I recently started setting up the new built-in Reolink integration, which now gives me the following warning:
Reolink products can not push motion events to an HTTPS address (SSL), please configure a (local) HTTP address under “Home Assistant URL” in the network settings. The current (local) address is: https://<redacted server address> , a valid address could, for example, be http://192.168.1.10:8123 where 192.168.1.10 is the IP of the Home Assistant device
Is there any way to set up this configuration so that HA can provide a custom address to the Reolink cameras? I don’t want to just open up my HA installation over unencrypted HTTP (even on my internal network), and I already have to poke holes in my firewall DMZ to allow these untrustworthy devices access to my home-assistant server.
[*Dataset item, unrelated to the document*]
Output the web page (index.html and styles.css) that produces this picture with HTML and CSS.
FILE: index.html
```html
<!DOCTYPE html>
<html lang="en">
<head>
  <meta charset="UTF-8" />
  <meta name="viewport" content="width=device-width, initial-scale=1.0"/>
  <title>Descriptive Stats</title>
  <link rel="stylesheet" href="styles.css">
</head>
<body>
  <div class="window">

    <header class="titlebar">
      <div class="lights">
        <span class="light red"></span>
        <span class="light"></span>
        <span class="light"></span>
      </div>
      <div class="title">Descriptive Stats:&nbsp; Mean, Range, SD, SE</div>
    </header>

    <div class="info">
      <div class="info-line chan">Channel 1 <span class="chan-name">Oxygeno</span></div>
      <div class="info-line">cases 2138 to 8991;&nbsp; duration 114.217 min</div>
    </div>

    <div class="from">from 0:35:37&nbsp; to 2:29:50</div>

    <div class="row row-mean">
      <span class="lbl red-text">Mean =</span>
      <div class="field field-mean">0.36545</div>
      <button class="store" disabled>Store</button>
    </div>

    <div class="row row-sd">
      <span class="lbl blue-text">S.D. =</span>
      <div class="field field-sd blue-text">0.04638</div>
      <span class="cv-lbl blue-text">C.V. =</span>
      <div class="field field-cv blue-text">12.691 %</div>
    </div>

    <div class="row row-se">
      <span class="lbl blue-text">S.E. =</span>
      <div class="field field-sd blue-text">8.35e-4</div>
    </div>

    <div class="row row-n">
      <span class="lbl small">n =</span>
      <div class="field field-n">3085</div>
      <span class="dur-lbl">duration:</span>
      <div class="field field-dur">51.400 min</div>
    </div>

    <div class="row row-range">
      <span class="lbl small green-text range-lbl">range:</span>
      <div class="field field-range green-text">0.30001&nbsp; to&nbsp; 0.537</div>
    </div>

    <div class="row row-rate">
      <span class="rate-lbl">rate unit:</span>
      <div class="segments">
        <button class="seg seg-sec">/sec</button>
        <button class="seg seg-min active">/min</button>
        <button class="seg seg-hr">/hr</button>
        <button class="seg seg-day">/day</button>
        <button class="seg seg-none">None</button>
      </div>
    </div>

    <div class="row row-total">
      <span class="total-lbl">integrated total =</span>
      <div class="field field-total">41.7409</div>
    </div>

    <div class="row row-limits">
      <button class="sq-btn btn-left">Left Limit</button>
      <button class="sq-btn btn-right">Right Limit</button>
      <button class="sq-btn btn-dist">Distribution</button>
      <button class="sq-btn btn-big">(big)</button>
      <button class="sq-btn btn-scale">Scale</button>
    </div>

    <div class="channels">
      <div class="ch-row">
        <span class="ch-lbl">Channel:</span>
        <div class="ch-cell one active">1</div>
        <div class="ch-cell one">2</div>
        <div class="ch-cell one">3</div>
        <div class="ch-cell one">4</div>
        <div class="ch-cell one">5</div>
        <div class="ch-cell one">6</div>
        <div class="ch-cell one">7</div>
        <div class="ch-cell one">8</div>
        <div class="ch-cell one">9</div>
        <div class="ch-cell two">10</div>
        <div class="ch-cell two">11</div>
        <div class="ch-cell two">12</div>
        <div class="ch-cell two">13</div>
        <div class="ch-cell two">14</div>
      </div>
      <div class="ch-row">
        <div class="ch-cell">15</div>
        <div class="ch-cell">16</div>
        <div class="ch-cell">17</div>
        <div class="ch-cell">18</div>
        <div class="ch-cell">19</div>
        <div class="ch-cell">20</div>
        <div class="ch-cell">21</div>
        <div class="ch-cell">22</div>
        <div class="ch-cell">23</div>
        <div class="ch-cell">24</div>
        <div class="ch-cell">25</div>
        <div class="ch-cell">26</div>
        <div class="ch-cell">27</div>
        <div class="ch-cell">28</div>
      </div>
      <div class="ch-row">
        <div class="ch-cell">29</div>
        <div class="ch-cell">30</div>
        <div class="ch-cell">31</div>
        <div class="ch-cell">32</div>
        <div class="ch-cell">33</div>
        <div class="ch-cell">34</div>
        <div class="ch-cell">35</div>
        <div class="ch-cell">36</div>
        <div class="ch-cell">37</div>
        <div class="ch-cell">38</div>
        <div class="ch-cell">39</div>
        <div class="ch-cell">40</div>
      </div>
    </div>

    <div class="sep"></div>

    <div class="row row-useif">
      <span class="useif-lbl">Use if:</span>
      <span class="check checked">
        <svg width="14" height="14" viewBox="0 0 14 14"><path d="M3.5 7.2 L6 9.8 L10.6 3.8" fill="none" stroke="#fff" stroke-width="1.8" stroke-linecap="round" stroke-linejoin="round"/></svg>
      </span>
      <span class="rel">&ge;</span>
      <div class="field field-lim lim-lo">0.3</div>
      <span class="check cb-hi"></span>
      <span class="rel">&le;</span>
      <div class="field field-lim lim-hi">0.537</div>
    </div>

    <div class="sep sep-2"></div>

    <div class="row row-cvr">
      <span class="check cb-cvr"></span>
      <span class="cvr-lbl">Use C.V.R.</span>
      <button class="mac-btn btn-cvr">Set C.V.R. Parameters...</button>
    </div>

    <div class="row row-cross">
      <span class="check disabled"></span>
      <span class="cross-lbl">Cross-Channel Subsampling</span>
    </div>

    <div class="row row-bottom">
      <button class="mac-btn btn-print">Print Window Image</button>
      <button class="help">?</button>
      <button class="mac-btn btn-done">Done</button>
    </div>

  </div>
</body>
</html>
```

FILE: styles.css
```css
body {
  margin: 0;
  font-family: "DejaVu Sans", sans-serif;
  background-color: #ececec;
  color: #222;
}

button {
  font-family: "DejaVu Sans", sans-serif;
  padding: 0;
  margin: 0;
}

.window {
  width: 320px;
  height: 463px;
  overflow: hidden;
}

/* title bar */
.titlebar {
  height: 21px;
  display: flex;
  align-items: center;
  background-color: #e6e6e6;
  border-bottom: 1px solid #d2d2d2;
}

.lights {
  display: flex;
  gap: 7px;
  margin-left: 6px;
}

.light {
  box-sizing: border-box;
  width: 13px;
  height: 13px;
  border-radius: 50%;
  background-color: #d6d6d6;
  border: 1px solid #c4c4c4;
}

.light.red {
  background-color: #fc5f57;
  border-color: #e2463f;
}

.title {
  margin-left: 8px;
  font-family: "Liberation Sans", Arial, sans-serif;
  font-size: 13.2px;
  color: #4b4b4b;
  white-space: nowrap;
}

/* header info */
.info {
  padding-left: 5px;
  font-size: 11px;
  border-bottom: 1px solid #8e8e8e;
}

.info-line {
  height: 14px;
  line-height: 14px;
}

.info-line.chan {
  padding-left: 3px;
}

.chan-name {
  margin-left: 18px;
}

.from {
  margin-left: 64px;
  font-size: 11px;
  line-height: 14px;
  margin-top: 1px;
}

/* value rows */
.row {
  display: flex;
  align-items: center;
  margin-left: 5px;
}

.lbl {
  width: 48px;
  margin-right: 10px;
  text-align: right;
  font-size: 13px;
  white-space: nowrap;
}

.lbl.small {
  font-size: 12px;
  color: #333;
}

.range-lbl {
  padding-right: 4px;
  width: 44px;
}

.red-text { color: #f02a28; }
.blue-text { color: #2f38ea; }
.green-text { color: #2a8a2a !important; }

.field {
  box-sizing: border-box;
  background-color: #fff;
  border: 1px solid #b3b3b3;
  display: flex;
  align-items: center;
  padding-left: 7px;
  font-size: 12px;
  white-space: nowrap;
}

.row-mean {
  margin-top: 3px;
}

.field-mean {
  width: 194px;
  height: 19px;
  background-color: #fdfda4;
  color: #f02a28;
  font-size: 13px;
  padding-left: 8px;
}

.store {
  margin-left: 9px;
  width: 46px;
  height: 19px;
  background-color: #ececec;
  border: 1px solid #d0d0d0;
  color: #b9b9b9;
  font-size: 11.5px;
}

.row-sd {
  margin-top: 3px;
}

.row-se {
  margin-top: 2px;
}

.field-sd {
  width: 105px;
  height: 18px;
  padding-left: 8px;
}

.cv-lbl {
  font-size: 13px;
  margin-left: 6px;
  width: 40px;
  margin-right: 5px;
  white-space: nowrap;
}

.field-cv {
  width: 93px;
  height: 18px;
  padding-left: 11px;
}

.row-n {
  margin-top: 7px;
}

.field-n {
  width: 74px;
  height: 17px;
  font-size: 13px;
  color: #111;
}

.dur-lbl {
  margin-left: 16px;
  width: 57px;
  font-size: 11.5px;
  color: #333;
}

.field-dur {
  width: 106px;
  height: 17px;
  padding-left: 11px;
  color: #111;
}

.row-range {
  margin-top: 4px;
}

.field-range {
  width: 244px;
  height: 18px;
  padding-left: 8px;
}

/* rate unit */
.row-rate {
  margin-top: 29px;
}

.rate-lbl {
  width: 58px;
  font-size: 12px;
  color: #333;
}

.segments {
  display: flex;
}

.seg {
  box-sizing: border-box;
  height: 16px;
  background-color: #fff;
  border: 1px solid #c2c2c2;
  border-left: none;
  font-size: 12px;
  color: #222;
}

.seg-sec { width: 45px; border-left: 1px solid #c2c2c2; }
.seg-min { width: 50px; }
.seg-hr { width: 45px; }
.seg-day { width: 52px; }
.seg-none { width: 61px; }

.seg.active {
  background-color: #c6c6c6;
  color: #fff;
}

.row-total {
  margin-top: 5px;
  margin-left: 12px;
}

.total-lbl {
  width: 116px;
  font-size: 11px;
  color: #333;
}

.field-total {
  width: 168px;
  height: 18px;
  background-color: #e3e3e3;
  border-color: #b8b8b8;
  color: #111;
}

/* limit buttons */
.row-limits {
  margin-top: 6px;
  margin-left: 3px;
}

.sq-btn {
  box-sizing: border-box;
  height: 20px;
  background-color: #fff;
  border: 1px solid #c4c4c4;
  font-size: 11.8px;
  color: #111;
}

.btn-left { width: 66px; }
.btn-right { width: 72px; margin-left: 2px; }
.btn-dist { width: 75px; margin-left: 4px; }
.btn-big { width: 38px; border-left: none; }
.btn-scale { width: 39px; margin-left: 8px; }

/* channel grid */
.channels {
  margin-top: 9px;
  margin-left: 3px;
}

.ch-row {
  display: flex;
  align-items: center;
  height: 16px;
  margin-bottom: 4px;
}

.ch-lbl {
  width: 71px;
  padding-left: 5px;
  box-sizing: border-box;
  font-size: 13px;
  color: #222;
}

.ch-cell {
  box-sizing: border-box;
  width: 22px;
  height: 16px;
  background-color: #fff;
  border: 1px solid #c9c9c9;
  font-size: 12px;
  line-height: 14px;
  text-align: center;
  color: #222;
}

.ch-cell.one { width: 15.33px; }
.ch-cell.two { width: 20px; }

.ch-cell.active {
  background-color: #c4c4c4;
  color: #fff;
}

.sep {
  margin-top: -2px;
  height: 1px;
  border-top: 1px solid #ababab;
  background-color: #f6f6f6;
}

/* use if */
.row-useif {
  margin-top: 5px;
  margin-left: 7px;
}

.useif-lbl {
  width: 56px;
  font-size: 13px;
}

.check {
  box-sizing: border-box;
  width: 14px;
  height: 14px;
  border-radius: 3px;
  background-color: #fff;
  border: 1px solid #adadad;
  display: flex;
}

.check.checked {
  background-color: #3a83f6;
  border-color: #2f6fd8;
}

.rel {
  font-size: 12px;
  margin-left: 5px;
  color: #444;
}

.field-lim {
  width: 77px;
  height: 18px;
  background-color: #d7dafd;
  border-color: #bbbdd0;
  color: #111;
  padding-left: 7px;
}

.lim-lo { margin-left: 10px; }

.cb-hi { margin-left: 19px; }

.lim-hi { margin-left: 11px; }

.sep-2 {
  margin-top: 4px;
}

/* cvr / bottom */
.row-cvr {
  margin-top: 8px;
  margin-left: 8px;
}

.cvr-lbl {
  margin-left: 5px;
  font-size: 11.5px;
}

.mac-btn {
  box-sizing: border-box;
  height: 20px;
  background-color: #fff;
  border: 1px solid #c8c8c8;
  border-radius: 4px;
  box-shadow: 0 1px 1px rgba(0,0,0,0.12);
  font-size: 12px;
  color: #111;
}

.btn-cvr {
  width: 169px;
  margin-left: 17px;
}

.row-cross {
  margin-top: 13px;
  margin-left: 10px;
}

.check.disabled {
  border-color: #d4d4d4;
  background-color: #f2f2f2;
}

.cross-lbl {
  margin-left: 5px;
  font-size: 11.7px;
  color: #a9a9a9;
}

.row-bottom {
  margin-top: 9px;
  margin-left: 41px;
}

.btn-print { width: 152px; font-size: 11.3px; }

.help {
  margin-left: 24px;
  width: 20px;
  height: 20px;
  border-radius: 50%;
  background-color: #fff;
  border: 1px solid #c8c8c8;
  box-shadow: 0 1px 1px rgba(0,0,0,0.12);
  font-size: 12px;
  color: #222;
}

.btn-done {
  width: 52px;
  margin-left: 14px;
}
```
I also can’t seem to find any info about what path is used for the callback, which I’ll need to set up a forwarding rule to prevent the cameras from having access to the entirety of home-assistant’s services.
My DMZ doesn’t actually have access to the DNS that I use for my internal URL. Anything in my DMZ looking up that DNS will find the external IP, which only answers on https. For security reasons, cameras are all in the DMZ.
When I had different URLs for internal/external (one http, one https), my phone would often fail to connect. I thought this was an issue related to HA on my phone not being able to properly identify the internal/external network, but as I type this I wonder if it’s more likely to been related to DNS caching the external-network IP and trying http (internal URL) and failing because the external IP has http disabled.
TLDR: HA core team design requirements prevent integrations from using any sort of host override. Unfortunately, this means the only way to use the Reolink ONVIF callbacks is to disable HTTPS on the internal home-assistant URL (at least until Reolink adds support for https, but this seems unlikely given their rapid hardware iteration seems to leave even older cameras stuck without firmware updates).
Do you recommend using the Reolink integration and the ONVIF integration in parallel?
I used both for some time but had the impression that this creates issues.
The message this delivers is so bassackwards. Secure your HA, but not really. If this is really what devs are saying, the reverse proxy should part of the standard HA deployment.
So in the end, it would be best to run HA via http, block all traffic to it with exceptions for things that can’t use https and frontend it via HTTPS proxy open to all. Does that sum it up?